▶ _Short problem_:
Give an exact transcription of every line, dropping the images.

## BEGIN Provided data

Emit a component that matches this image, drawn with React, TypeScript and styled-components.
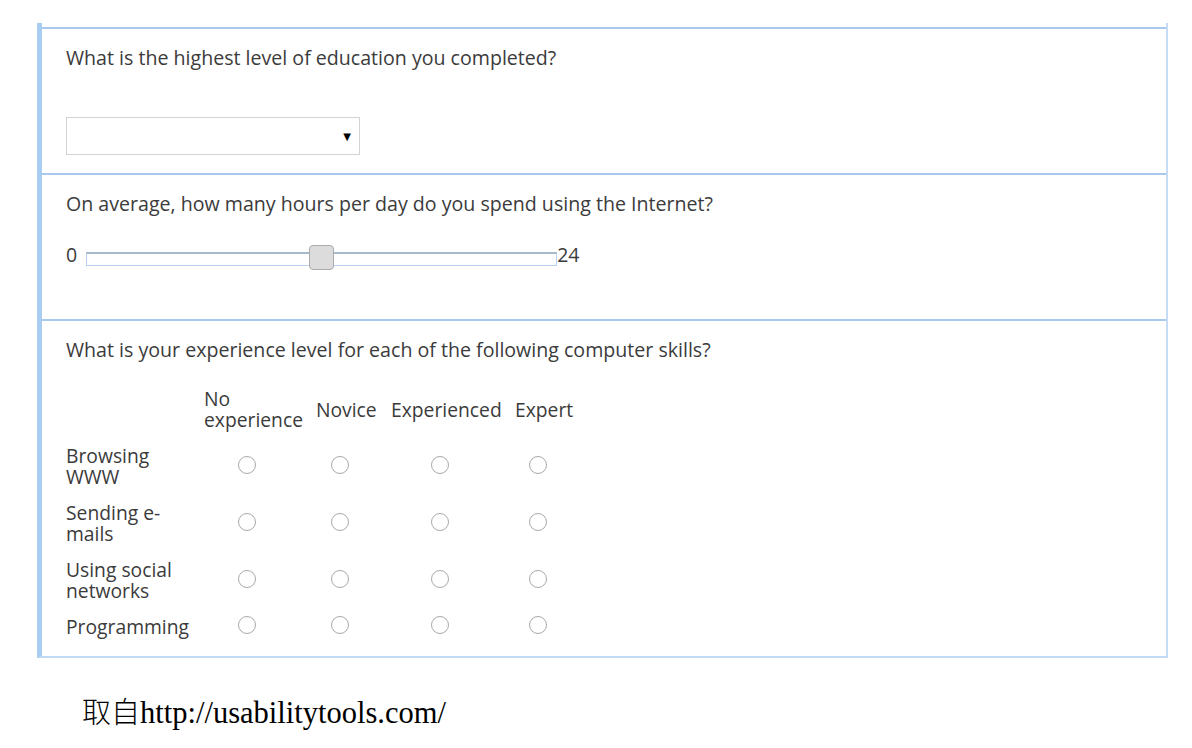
import React from "react";
import styled, { createGlobalStyle } from "styled-components";

const Global = createGlobalStyle`
  html, body { margin: 0; padding: 0; background: #ffffff; }
  body { font-family: "Open Sans", "Liberation Sans", sans-serif; color: #3b3b3b; }
`;

const Survey = styled.div`
  margin: 23px 0 0 37px;
  width: 1124px;
  padding-top: 4px;
  border-left: 5px solid #a9cdf1;
  border-right: 2px solid #c6dcf4;
  border-bottom: 2px solid #c2d9f3;
`;

const Section = styled.section<{ $pb: number }>`
  border-top: 2px solid #a8c9ee;
  padding: 16px 24px ${(p) => p.$pb}px 24px;
`;

const Question = styled.div`
  font-size: 19.6px;
  line-height: 25px;
  color: #3b3b3b;
`;

const Select = styled.div`
  margin-top: 47px;
  width: 284px;
  height: 36px;
  border: 1px solid #d3d3d3;
  display: flex;
  align-items: center;
  justify-content: flex-end;
  padding-right: 8px;
  box-sizing: content-box;
`;

const Arrow = styled.span`
  font-size: 10px;
  color: #000;
  font-family: "DejaVu Sans", sans-serif;
`;

const SliderRow = styled.div`
  margin-top: 29px;
  display: flex;
  align-items: center;
  font-size: 19.5px;
  height: 26px;
`;

const Label = styled.span`
  line-height: 21px;
  position: relative;
  top: -4px;
`;

const Track = styled.div`
  position: relative;
  margin-left: 9px;
  width: 469px;
  height: 11px;
  border: 1px solid #b8d2ef;
  border-top: 2px solid #a9b9cc;
  box-sizing: content-box;
  margin-top: 1px;
`;

const Thumb = styled.div`
  position: absolute;
  left: 222px;
  top: -9px;
  width: 23px;
  height: 23px;
  background: #dcdcdc;
  border: 1px solid #ababab;
  border-radius: 4px;
`;

const Matrix = styled.div`
  margin-top: 26px;
  display: grid;
  grid-template-columns: 123px 97px 60px 109px 57px;
  column-gap: 15px;
  row-gap: 15px;
  font-size: 19.3px;
  line-height: 21px;
  align-items: center;
`;

const Head = styled.div<{ $center?: boolean }>`
  align-self: ${(p) => (p.$center ? "center" : "end")};
  white-space: nowrap;
`;

const RowLabel = styled.div`
  white-space: nowrap;
`;

const Radio = styled.span`
  justify-self: center;
  margin-right: 12px;
  margin-top: -3px;
  width: 16px;
  height: 16px;
  border: 1px solid #a9a9a9;
  border-radius: 50%;
  background: #fff;
`;

const Footer = styled.div`
  margin: 35px 0 0 82px;
  font-family: "Liberation Serif", "Noto Sans CJK SC", serif;
  font-size: 30.5px;
  line-height: 34px;
  color: #000;
`;

const Cjk = styled.span`
  font-family: "Noto Sans CJK SC", serif;
  font-weight: 300;
  font-size: 29px;
`;

const rows: string[][] = [
  ["Browsing", "WWW"],
  ["Sending e-", "mails"],
  ["Using social", "networks"],
  ["Programming"],
];

export default function App() {
  return (
    <>
      <Global />
      <Survey>
        <Section $pb={18}>
          <Question>What is the highest level of education you completed?</Question>
          <Select>
            <Arrow>▼</Arrow>
          </Select>
        </Section>
        <Section $pb={48}>
          <Question>On average, how many hours per day do you spend using the Internet?</Question>
          <SliderRow>
            <Label>0</Label>
            <Track>
              <Thumb />
            </Track>
            <Label>24</Label>
          </SliderRow>
        </Section>
        <Section $pb={19}>
          <Question>What is your experience level for each of the following computer skills?</Question>
          <Matrix>
            <Head />
            <Head>No<br />experience</Head>
            <Head $center>Novice</Head>
            <Head $center>Experienced</Head>
            <Head $center>Expert</Head>
            {rows.map((lines) => (
              <React.Fragment key={lines.join(" ")}>
                <RowLabel>
                  {lines.map((l, i) => (
                    <React.Fragment key={i}>
                      {i > 0 && <br />}
                      {l}
                    </React.Fragment>
                  ))}
                </RowLabel>
                <Radio />
                <Radio />
                <Radio />
                <Radio />
              </React.Fragment>
            ))}
          </Matrix>
        </Section>
      </Survey>
      <Footer>
        <Cjk>取自</Cjk>http://usabilitytools.com/
      </Footer>
    </>
  );
}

## END Provided data

▶ _Task answer_:
Emit a component that matches this image, drawn with React, TypeScript and styled-components.
import React from "react";
import styled, { createGlobalStyle } from "styled-components";

const Global = createGlobalStyle`
  html, body { margin: 0; padding: 0; background: #ffffff; }
  body { font-family: "Open Sans", "Liberation Sans", sans-serif; color: #3b3b3b; }
`;

const Survey = styled.div`
  margin: 23px 0 0 37px;
  width: 1124px;
  padding-top: 4px;
  border-left: 5px solid #a9cdf1;
  border-right: 2px solid #c6dcf4;
  border-bottom: 2px solid #c2d9f3;
`;

const Section = styled.section<{ $pb: number }>`
  border-top: 2px solid #a8c9ee;
  padding: 16px 24px ${(p) => p.$pb}px 24px;
`;

const Question = styled.div`
  font-size: 19.6px;
  line-height: 25px;
  color: #3b3b3b;
`;

const Select = styled.div`
  margin-top: 47px;
  width: 284px;
  height: 36px;
  border: 1px solid #d3d3d3;
  display: flex;
  align-items: center;
  justify-content: flex-end;
  padding-right: 8px;
  box-sizing: content-box;
`;

const Arrow = styled.span`
  font-size: 10px;
  color: #000;
  font-family: "DejaVu Sans", sans-serif;
`;

const SliderRow = styled.div`
  margin-top: 29px;
  display: flex;
  align-items: center;
  font-size: 19.5px;
  height: 26px;
`;

const Label = styled.span`
  line-height: 21px;
  position: relative;
  top: -4px;
`;

const Track = styled.div`
  position: relative;
  margin-left: 9px;
  width: 469px;
  height: 11px;
  border: 1px solid #b8d2ef;
  border-top: 2px solid #a9b9cc;
  box-sizing: content-box;
  margin-top: 1px;
`;

const Thumb = styled.div`
  position: absolute;
  left: 222px;
  top: -9px;
  width: 23px;
  height: 23px;
  background: #dcdcdc;
  border: 1px solid #ababab;
  border-radius: 4px;
`;

const Matrix = styled.div`
  margin-top: 26px;
  display: grid;
  grid-template-columns: 123px 97px 60px 109px 57px;
  column-gap: 15px;
  row-gap: 15px;
  font-size: 19.3px;
  line-height: 21px;
  align-items: center;
`;

const Head = styled.div<{ $center?: boolean }>`
  align-self: ${(p) => (p.$center ? "center" : "end")};
  white-space: nowrap;
`;

const RowLabel = styled.div`
  white-space: nowrap;
`;

const Radio = styled.span`
  justify-self: center;
  margin-right: 12px;
  margin-top: -3px;
  width: 16px;
  height: 16px;
  border: 1px solid #a9a9a9;
  border-radius: 50%;
  background: #fff;
`;

const Footer = styled.div`
  margin: 35px 0 0 82px;
  font-family: "Liberation Serif", "Noto Sans CJK SC", serif;
  font-size: 30.5px;
  line-height: 34px;
  color: #000;
`;

const Cjk = styled.span`
  font-family: "Noto Sans CJK SC", serif;
  font-weight: 300;
  font-size: 29px;
`;

const rows: string[][] = [
  ["Browsing", "WWW"],
  ["Sending e-", "mails"],
  ["Using social", "networks"],
  ["Programming"],
];

export default function App() {
  return (
    <>
      <Global />
      <Survey>
        <Section $pb={18}>
          <Question>What is the highest level of education you completed?</Question>
          <Select>
            <Arrow>▼</Arrow>
          </Select>
        </Section>
        <Section $pb={48}>
          <Question>On average, how many hours per day do you spend using the Internet?</Question>
          <SliderRow>
            <Label>0</Label>
            <Track>
              <Thumb />
            </Track>
            <Label>24</Label>
          </SliderRow>
        </Section>
        <Section $pb={19}>
          <Question>What is your experience level for each of the following computer skills?</Question>
          <Matrix>
            <Head />
            <Head>No<br />experience</Head>
            <Head $center>Novice</Head>
            <Head $center>Experienced</Head>
            <Head $center>Expert</Head>
            {rows.map((lines) => (
              <React.Fragment key={lines.join(" ")}>
                <RowLabel>
                  {lines.map((l, i) => (
                    <React.Fragment key={i}>
                      {i > 0 && <br />}
                      {l}
                    </React.Fragment>
                  ))}
                </RowLabel>
                <Radio />
                <Radio />
                <Radio />
                <Radio />
              </React.Fragment>
            ))}
          </Matrix>
        </Section>
      </Survey>
      <Footer>
        <Cjk>取自</Cjk>http://usabilitytools.com/
      </Footer>
    </>
  );
}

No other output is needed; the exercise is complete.